§ Exercise aim
Reproduce every line of the listing as written, apart from the pictures.

--- START OF Source excerpt ---

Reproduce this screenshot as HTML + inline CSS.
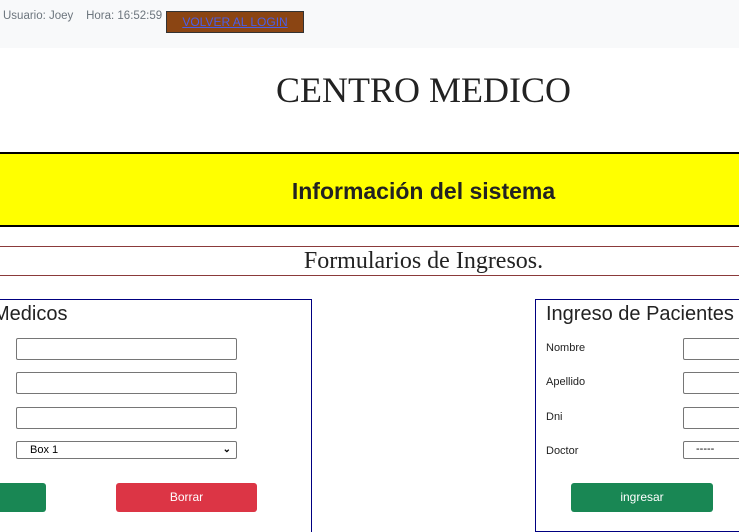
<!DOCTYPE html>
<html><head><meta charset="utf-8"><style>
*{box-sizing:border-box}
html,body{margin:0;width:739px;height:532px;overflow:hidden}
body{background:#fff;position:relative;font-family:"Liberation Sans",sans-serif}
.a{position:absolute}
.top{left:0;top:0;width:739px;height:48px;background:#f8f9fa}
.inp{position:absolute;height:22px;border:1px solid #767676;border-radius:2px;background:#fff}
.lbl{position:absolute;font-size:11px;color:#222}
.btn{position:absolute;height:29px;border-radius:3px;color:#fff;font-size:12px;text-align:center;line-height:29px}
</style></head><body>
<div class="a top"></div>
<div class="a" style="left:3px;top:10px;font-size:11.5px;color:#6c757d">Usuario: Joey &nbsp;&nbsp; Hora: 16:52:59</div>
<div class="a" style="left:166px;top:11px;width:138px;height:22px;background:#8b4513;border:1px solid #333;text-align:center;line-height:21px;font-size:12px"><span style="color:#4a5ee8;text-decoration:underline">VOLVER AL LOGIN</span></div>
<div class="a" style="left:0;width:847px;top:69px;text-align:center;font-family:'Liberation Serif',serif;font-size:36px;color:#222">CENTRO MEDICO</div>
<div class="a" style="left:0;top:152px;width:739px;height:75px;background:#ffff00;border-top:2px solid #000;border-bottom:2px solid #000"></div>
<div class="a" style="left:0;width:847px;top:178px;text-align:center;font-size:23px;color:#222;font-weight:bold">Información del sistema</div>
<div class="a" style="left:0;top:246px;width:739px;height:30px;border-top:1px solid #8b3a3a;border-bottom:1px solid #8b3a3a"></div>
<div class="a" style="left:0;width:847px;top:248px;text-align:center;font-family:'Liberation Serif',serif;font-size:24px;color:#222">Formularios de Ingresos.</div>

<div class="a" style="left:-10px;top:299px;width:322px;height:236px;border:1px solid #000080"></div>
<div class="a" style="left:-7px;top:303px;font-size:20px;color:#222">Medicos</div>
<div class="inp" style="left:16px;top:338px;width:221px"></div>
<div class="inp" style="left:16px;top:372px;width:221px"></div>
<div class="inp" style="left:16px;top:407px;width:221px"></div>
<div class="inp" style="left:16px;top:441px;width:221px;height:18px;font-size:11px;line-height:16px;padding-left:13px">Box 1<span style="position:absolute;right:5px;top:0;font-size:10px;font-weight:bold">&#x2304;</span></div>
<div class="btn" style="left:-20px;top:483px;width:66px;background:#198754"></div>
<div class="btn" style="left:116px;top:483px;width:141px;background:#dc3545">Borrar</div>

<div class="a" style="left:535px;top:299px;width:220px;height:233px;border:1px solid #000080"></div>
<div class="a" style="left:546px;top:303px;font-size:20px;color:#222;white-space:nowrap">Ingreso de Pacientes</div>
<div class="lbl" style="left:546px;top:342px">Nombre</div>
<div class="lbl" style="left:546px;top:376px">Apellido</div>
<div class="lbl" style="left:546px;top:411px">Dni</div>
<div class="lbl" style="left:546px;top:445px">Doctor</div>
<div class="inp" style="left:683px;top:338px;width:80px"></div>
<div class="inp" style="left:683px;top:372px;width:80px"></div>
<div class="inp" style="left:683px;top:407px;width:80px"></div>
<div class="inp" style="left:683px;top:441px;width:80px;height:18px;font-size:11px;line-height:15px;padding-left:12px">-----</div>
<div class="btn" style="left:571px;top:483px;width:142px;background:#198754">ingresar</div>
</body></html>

--- END OF Source excerpt ---

§ Task solution
Reproduce this screenshot as HTML + inline CSS.
<!DOCTYPE html>
<html><head><meta charset="utf-8"><style>
*{box-sizing:border-box}
html,body{margin:0;width:739px;height:532px;overflow:hidden}
body{background:#fff;position:relative;font-family:"Liberation Sans",sans-serif}
.a{position:absolute}
.top{left:0;top:0;width:739px;height:48px;background:#f8f9fa}
.inp{position:absolute;height:22px;border:1px solid #767676;border-radius:2px;background:#fff}
.lbl{position:absolute;font-size:11px;color:#222}
.btn{position:absolute;height:29px;border-radius:3px;color:#fff;font-size:12px;text-align:center;line-height:29px}
</style></head><body>
<div class="a top"></div>
<div class="a" style="left:3px;top:10px;font-size:11.5px;color:#6c757d">Usuario: Joey &nbsp;&nbsp; Hora: 16:52:59</div>
<div class="a" style="left:166px;top:11px;width:138px;height:22px;background:#8b4513;border:1px solid #333;text-align:center;line-height:21px;font-size:12px"><span style="color:#4a5ee8;text-decoration:underline">VOLVER AL LOGIN</span></div>
<div class="a" style="left:0;width:847px;top:69px;text-align:center;font-family:'Liberation Serif',serif;font-size:36px;color:#222">CENTRO MEDICO</div>
<div class="a" style="left:0;top:152px;width:739px;height:75px;background:#ffff00;border-top:2px solid #000;border-bottom:2px solid #000"></div>
<div class="a" style="left:0;width:847px;top:178px;text-align:center;font-size:23px;color:#222;font-weight:bold">Información del sistema</div>
<div class="a" style="left:0;top:246px;width:739px;height:30px;border-top:1px solid #8b3a3a;border-bottom:1px solid #8b3a3a"></div>
<div class="a" style="left:0;width:847px;top:248px;text-align:center;font-family:'Liberation Serif',serif;font-size:24px;color:#222">Formularios de Ingresos.</div>

<div class="a" style="left:-10px;top:299px;width:322px;height:236px;border:1px solid #000080"></div>
<div class="a" style="left:-7px;top:303px;font-size:20px;color:#222">Medicos</div>
<div class="inp" style="left:16px;top:338px;width:221px"></div>
<div class="inp" style="left:16px;top:372px;width:221px"></div>
<div class="inp" style="left:16px;top:407px;width:221px"></div>
<div class="inp" style="left:16px;top:441px;width:221px;height:18px;font-size:11px;line-height:16px;padding-left:13px">Box 1<span style="position:absolute;right:5px;top:0;font-size:10px;font-weight:bold">&#x2304;</span></div>
<div class="btn" style="left:-20px;top:483px;width:66px;background:#198754"></div>
<div class="btn" style="left:116px;top:483px;width:141px;background:#dc3545">Borrar</div>

<div class="a" style="left:535px;top:299px;width:220px;height:233px;border:1px solid #000080"></div>
<div class="a" style="left:546px;top:303px;font-size:20px;color:#222;white-space:nowrap">Ingreso de Pacientes</div>
<div class="lbl" style="left:546px;top:342px">Nombre</div>
<div class="lbl" style="left:546px;top:376px">Apellido</div>
<div class="lbl" style="left:546px;top:411px">Dni</div>
<div class="lbl" style="left:546px;top:445px">Doctor</div>
<div class="inp" style="left:683px;top:338px;width:80px"></div>
<div class="inp" style="left:683px;top:372px;width:80px"></div>
<div class="inp" style="left:683px;top:407px;width:80px"></div>
<div class="inp" style="left:683px;top:441px;width:80px;height:18px;font-size:11px;line-height:15px;padding-left:12px">-----</div>
<div class="btn" style="left:571px;top:483px;width:142px;background:#198754">ingresar</div>
</body></html>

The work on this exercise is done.